CASSE-GRAINE SUR LIT D’ALU – QUINTESSENCE SIMPLETTE… (Photo Reinardus-le-goupil – 2005)
Bon, figuratif en diable, je reconnais. C’est pas mal moins composite que ROUE DE BICYCLETTE mais bon, c’est pas plus con que la boîte de soupe Campbell, intégralement figurative elle aussi, d’Andy Warhol (1928-1987). Or, savez quoi, je pourrais, assez aisément, émettre une réplique approximative (une réplique matérielle, j’entends – la photo ici me tenant lieu d’esquisse-guide) de CASSE-GRAINE SUR LIT D’ALU – QUINTESSENCE SIMPLETTE et me pointer au Musée d’Art contemporain de Montréal avec. Que se passerait-il alors, vous pensez? Ben, cent ans après le premier ready-made de Duchamp, je ne passerais même pas le gardien de sécurité avec mon œuvre. Et mon ready-made à moi, eh bien, je pourrais bien m’asseoir dedans ou, encore mieux, me le bouffer tout cru, allez. Et pourquoi donc? MAIS PARCE QUE JE SUIS UN EPSILON, PARDI. L’institutionnalisation sur prestige d’auteur que le ready-made entendait pourtant transgresser, il en dépend pleinement, en fait.
Ainsi, avant de se lancer dans la brocante virulente et anecdotico-outrancière des ready-made, Marcel Duchamp avait magistralement pété le jet-set avec de remarquables peintures, qui firent époque. Matez-moi quand même un peu ça (échantillon fort incomplet):

DUCHAMP, À propos de jeune sœur (1911)

DUCHAMP, Les joueurs d’échec (1911)

DUCHAMP, Portrait de joueurs d’échec (1911)

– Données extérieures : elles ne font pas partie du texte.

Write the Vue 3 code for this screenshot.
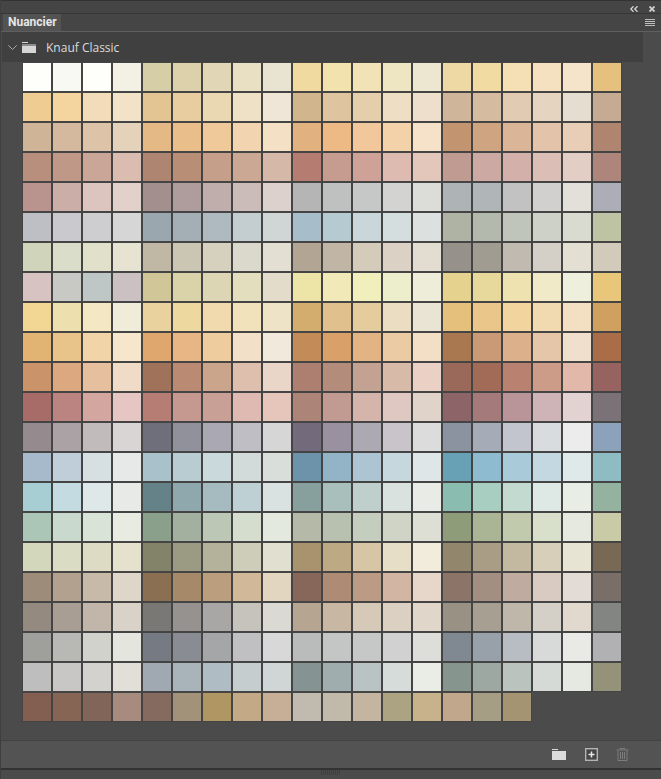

DUCHAMP, Nu descendant l’escalier numéro 2 (1912)
Moi, pour le coup, j’aime beaucoup ces tableaux. La consécration et le positionnement institutionnel du cabot y sont pleinement, donc, hein, et en grande. Ces superbes croûtes, c’est pas de l’art straight ou conventionnel, certes, mais enfin tout le bazar sacralisable usuel s’y retrouve intégralement (technique, inspiration, exploration, talent, génie novateur, virtuosité). Le remarquable tableau Nu descendant l’escalier numéro 2 produisit d’ailleurs, en plus, à New York circa 1912-1913, le genre de succès d’admiration-scandale qui positionna le météore Duchamp aux côtés de Braque et de Picasso comme révélateur des tendances picturales fondamentales du précédent siècle. Rien de moins. C’est pas de la petite chique, ça. En 1913, DUCHAMP, c’est donc un nom. La discrète et peu publicisée confection de ROUE DE BICYCLETTE, dans le fond de son atelier de peintre, c’était donc, il y a cent ans, si vous me passez l’analogie, rien de moins que Lady Gaga chantant Turkey in the straw sous la douche, sans témoin (c’est folklo, c’est tsoin-tsoin, mais ça reste Lady Gaga – un enregistrement secret de la chose ferait du feu)… L’œuvre de Duchamp s’est ensuite déployée, notamment avec des sculptures et des installations.

DUCHAMP, Feuille de vigne femelle (1950 – petite sculpture)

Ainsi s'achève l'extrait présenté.